Durant les années 50, Hollywood, en pleine décadence, a eu un élan de curiosité aventurière, et est allé planter ses caméras cinémascope en dehors des studios hollywoodiens. Evidemment, c’était une curiosité à l’américaine, où l’histoire du monde devaient confronter aux fantaisies mythologiques du cinéma. Les Vikings l’illustre remarquablement bien, fresque guerrière impulsée par l’acteur-producteur Kirk Douglas, sous la caméra aguerrie de Richard Fleischer avec lequel il venait de collaborer sur le pas moins aventurier Vingt mille lieues sous les mers. Mais la mythologie viking n’intéressait plus Hollywood depuis un certain temps – la fascination nazie pour les nordiques ayant peut-être joué – et il fallait remonter à 1928 pour en retrouver la piste, dans le cinéma muet, avec un film déjà en technicolor, The Viking. Il fallait donc que le film de Fleischer soit une véritable borne dans ce genre naissant du « film de vikings ».
Toutes les difficultés du monde semblaient condensées dans l’adaptation du livre d’Edison Marshall : faire l’un des premiers films sur les vikings, donc, avec une production indépendante sans studio, et ce face aux caprices démiurges de Kirk Douglas. En tant que producteur, qui avait évidemment son mot à dire sur tout, il voulait être, autant que possible, dans tous les plans. Et au centre, tant qu’à faire. Mais contrairement à une certaine tendance hollywoodienne des films historiques, dont le péplum, Les Vikings est une fresque épique d’action, sans temps mort et sans solennel trop plombant, épris de sa vitalité barbare et loin des éventuelles bondieuseries moralisatrices.

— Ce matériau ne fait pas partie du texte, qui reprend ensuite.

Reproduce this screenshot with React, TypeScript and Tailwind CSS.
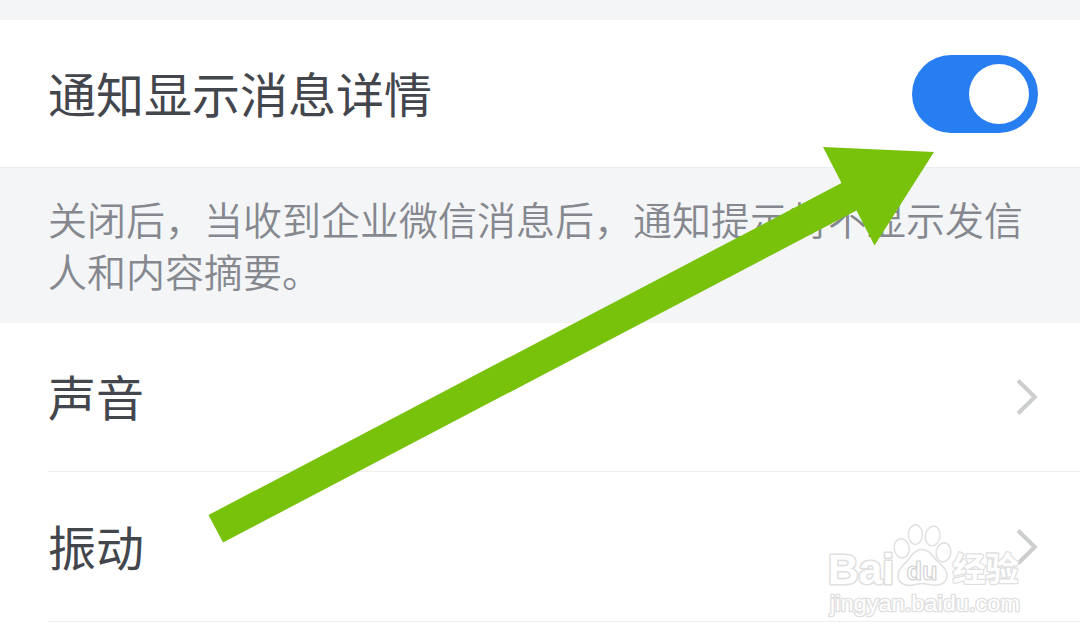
import React from 'react';

interface RowProps {
    label: string;
    height: string;
    children?: React.ReactNode;
}

const SettingRow: React.FC<RowProps> = ({ label, height, children }) => {
    return (
        <div className={`flex items-center justify-between bg-white pl-[48px] pr-[42px] ${height}`}>
            <span className="pb-[4px] text-[48px] leading-[72px] text-[#43464d]">{label}</span>
            {children}
        </div>
    );
};

const Toggle: React.FC = () => {
    return (
        <button className="flex h-[78px] w-[126px] items-center justify-end rounded-full bg-[#277ef0] pr-[9px]">
            <span className="block h-[60px] w-[60px] rounded-full bg-white" />
        </button>
    );
};

const Chevron: React.FC = () => {
    return (
        <svg width="22" height="38" viewBox="0 0 22 38" fill="none">
            <path d="M2 2.5 L18.8 19 L2 35.5" stroke="#cbcdcf" strokeWidth="4" />
        </svg>
    );
};

const Arrow: React.FC = () => {
    return (
        <svg className="absolute left-0 top-0" width="1080" height="640" viewBox="0 0 1080 640">
            <polygon
                points="823,147 934,152 874.5,245.5 856.5,210.5 223,542.5 208.5,515 841.5,183"
                fill="#78c20c"
            />
        </svg>
    );
};

const Watermark: React.FC = () => {
    return (
        <svg
            className="absolute left-[810px] top-[510px]"
            width="230"
            height="120"
            viewBox="0 0 230 120"
            fill="#ffffff"
            stroke="#e0e0e0"
            strokeWidth="1.5"
            strokeLinejoin="round"
        >
            <text x="18" y="73.5" fontSize="42" textLength="66" lengthAdjust="spacingAndGlyphs" fontFamily="'Liberation Sans', sans-serif" fontWeight="700" strokeWidth="3.2" paintOrder="stroke">Bai</text>
            <ellipse cx="91.7" cy="38.3" rx="7.5" ry="9.7" transform="rotate(-8 91.7 38.3)" />
            <ellipse cx="105.4" cy="24.6" rx="7" ry="9.8" />
            <ellipse cx="122.7" cy="26" rx="7.3" ry="9.8" transform="rotate(10 122.7 26)" />
            <ellipse cx="133.5" cy="42.4" rx="7.3" ry="9.6" transform="rotate(12 133.5 42.4)" />
            <path d="M112 39.5 C119 39.5 122 45 126 50 C130 54 137 58 137 65 C137 73 130 76 123 75 C118 74.5 116 73.5 112 73.5 C108 73.5 105 75.5 99 75.5 C92 75 88 71 88 65 C88 58 95 54 99 49 C102 44 106 39.5 112 39.5 Z" />
            <text x="96.5" y="70" fontSize="26" textLength="31" lengthAdjust="spacingAndGlyphs" fontFamily="'Liberation Sans', sans-serif" fontWeight="700" stroke="#d2d2d2" strokeWidth="1.2">du</text>
            <text x="142.5" y="71" fontSize="33" textLength="66" lengthAdjust="spacingAndGlyphs" fontFamily="'Noto Sans CJK SC', sans-serif" fontWeight="700" strokeWidth="2.6" paintOrder="stroke">经验</text>
            <text x="20" y="100.5" fontSize="22" textLength="190" lengthAdjust="spacingAndGlyphs" fontFamily="'Liberation Sans', sans-serif" strokeWidth="2.6" paintOrder="stroke">jingyan.baidu.com</text>
        </svg>
    );
};

const App: React.FC = () => {
    return (
        <div className="relative h-[640px] w-[1080px] overflow-hidden bg-white font-['Noto_Sans_CJK_SC',sans-serif]">
            <div className="h-5 bg-[#f4f5f7]" />
            <SettingRow label="通知显示消息详情" height="h-[147px]">
                <Toggle />
            </SettingRow>
            <p className="h-[156px] border-t border-[#ebecee] bg-[#f4f5f7] pl-[48px] pt-[24px] text-[39px] font-[350] leading-[52px] text-[#85888f]">
                关闭后，当收到企业微信消息后，通知提示将不显示发信
                <br />
                人和内容摘要。
            </p>
            <SettingRow label="声音" height="h-[148px]">
                <Chevron />
            </SettingRow>
            <div className="ml-[48px] h-px bg-[#f0f0f1]" />
            <SettingRow label="振动" height="h-[149px]">
                <Chevron />
            </SettingRow>
            <div className="ml-[48px] h-px bg-[#f0f0f1]" />
            <Arrow />
            <Watermark />
        </div>
    );
};

export default App;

Tout le monde s’en donne à coeur-joie, en particulier Douglas, possédé par le rôle d’Einar, viking sanguin, bouillonnant, odieux, borgne charismatique qui fait tomber les dames, plus ou moins consentantes – l’écriture de son personnage avait donné du fil à retordre à la commission de censure du code Hays. Plus généralement, à propos des précédents jets de scénario, la commission remarquait : « cette version [de l’histoire] est inacceptable pour son traitement inapproprié du sexe illicite, et pour l’excessive et inacceptable place accordée à la violence et à la brutalité » [1]. C’est aussi le toujours formidable Ernest Borgnine, ici en Ragnar (personnage repris notamment dans la série Vikings), chef brutal mais attachant. Évidemment, il naît un curieux contraste face au couple plus poupin Tony Curtis – Janet Leigh, rattaché pour des raisons commerciales. Deux tendances hollywoodiennes qui se confrontent brutalement, ce jusqu’à un célèbre duel final, à la tension assez westernienne. D’ailleurs, Douglas parlait du film comme tel : « un western transposé au temps des vikings ».


Fleischer, épaulé de son chef décorateur Harper Goff, déjà à l’œuvre sur les grandioses décors de Vingt mille lieues sous les mers, tenait à en faire un film authentique – avec les limites d’un divertissement hollywoodien, forcément. Néanmoins, c’est certainement là l’une des plus grandes qualités du film, jusqu’à la reconstitution des drakkars à taille réelle, construits d’après les plans des originaux du IXème siècle.
Tourné notamment en Norvège à Hardangerfjord et au fort la Latte en Bretagne (décor totalement anachronique mais judicieusement intégré), Les Vikings procure ce sentiment exaltant de voyage. Mais surtout, il irrigue tout l’imaginaire collectif autour du mythe nordique qui suivra, du plus fantaisiste au plus historiquement rigoureux. Les cadres en scope du grand directeur de la photographie Jack Cardiff (qui réalisera en 1964 une suite moins convaincante, Les Drakkars) sont une ultime fois consacrés, dans une scène de funérailles vikings, magnifiée par la composition épique, tout en chœurs et en cor, de Mario Nascimbene (étonnant compositeur dont la filmographie va de Joseph Mankiewicz à Valerio Zurlini).
Un film immanquable, et peut-être l’une des raisons pour lesquels Robert Zemeckis fit son chef-d’œuvre La Légende de Beowulf en images de synthèse. Car Les Vikings, malgré ses imprécisions et imperfections, demeurerait le film-anthologie sur le sujet.

En complément du coffret édité par Rimini, un excellent livre de 158 pages de Christophe Chavdia, “L’Enigme Richard Fleischer”, sur le réalisateur à la carrière prolifique et protéiforme.
En bonus, deux entretiens de Richard Fleischer – instructifs mais redondants –, une interview d’époque délicieuse de Kirk Douglas ainsi qu’une interview des enfants de Fleischer, dont l’intérêt réside principalement dans la compilation d’images inédites du tournage.